Replication:  Master-slave replication. Synchronous, Asynchronous

Scalability:  Near linear read scalability. Read requests can be distributed across multiple nodes.

Reliability and Fault-tolerance:  Fault tolerant

Concept and Distribution Topology:  A single master database receives all modifications (insert/update/delete operations) and replicates transactions to replicas. In the event of a failure, one replica is elected as new master.

 

Cluster

Primary purpose:  Applications that require distributed, cooperative computing and a resilient topology with five 9s availability. Supports distribution of all workloads (read- and write load balancing) on modest sized networks.

Replication:  Multi-master replication. Synchronous

Scalability:  Near linear read scalability. Overall scalability is a function of the workload (% read-only versus read-write transactions).

Reliability and Fault-tolerance:  Fault tolerant

Concept and Distribution Topology:  Multi-master architecture in which each node can apply modifications (insert/update/delete). Each transaction is synchronously propagated to all nodes, keeping copies of the database identical (consistent). Database reads are always local (and fast). Writes are longer, but don’t block the database —high concurrency is achieved through Optimistic Concurrency Control.

 

IoT

Primary purpose:  Data aggregation from a large number of data collection points. Smart data containers to support sporadic connectivity. Advanced server-side analytics for aggregated data

Replication:  On-demand, based on connection state, data modification events, timers, and more.

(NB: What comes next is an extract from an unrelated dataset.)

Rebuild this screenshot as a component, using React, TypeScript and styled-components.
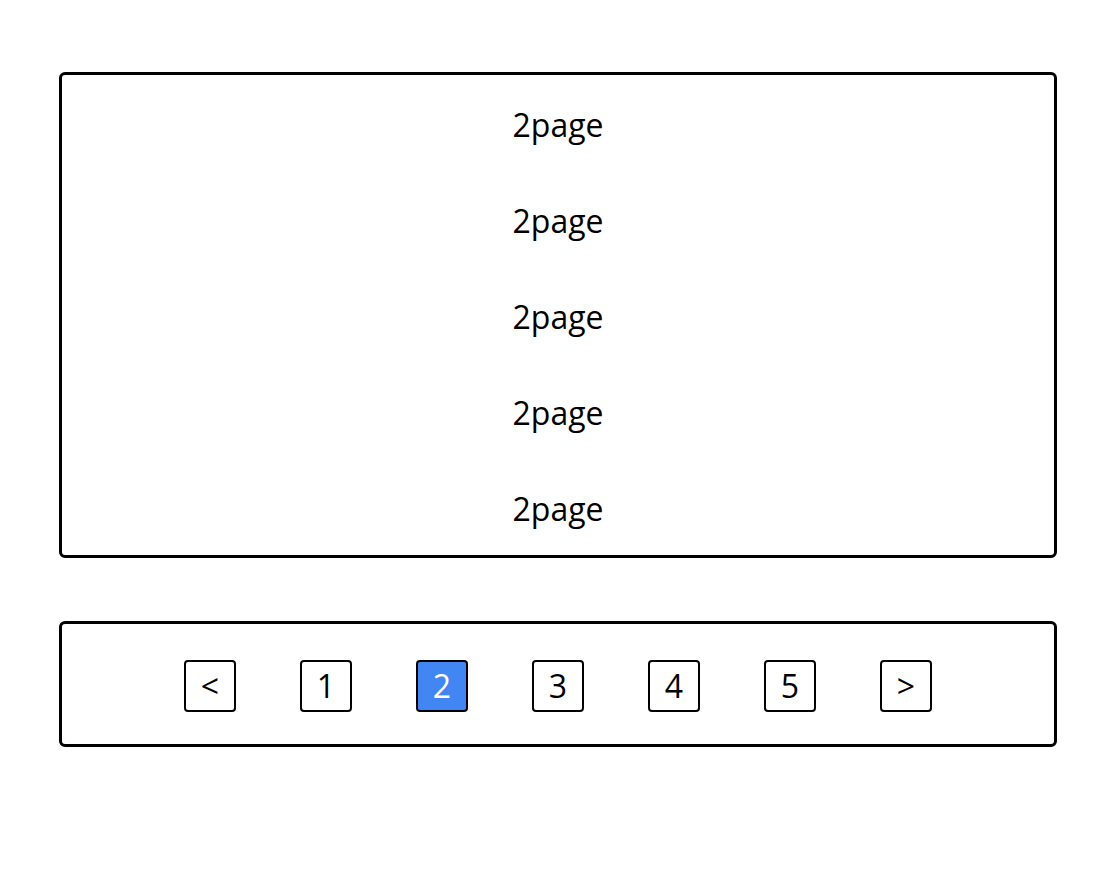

Scalability:  Server-side performance can be increased with added cores & sharding

Reliability and Fault-tolerance:  

  • Containers are durable even with sparse connectivity.
  • Server-side can be made reliable through the normal means — clustering and HA

 Concept and Distribution Topology:

  • Push data from IoT Edge to aggregation points (Gateways and/or Servers) for analytics.
  • Push data down to the edge, usually for new device configuration/provisioning.
  • Controlled through push/pull interfaces and/or automatic data exchange between collection points and servers.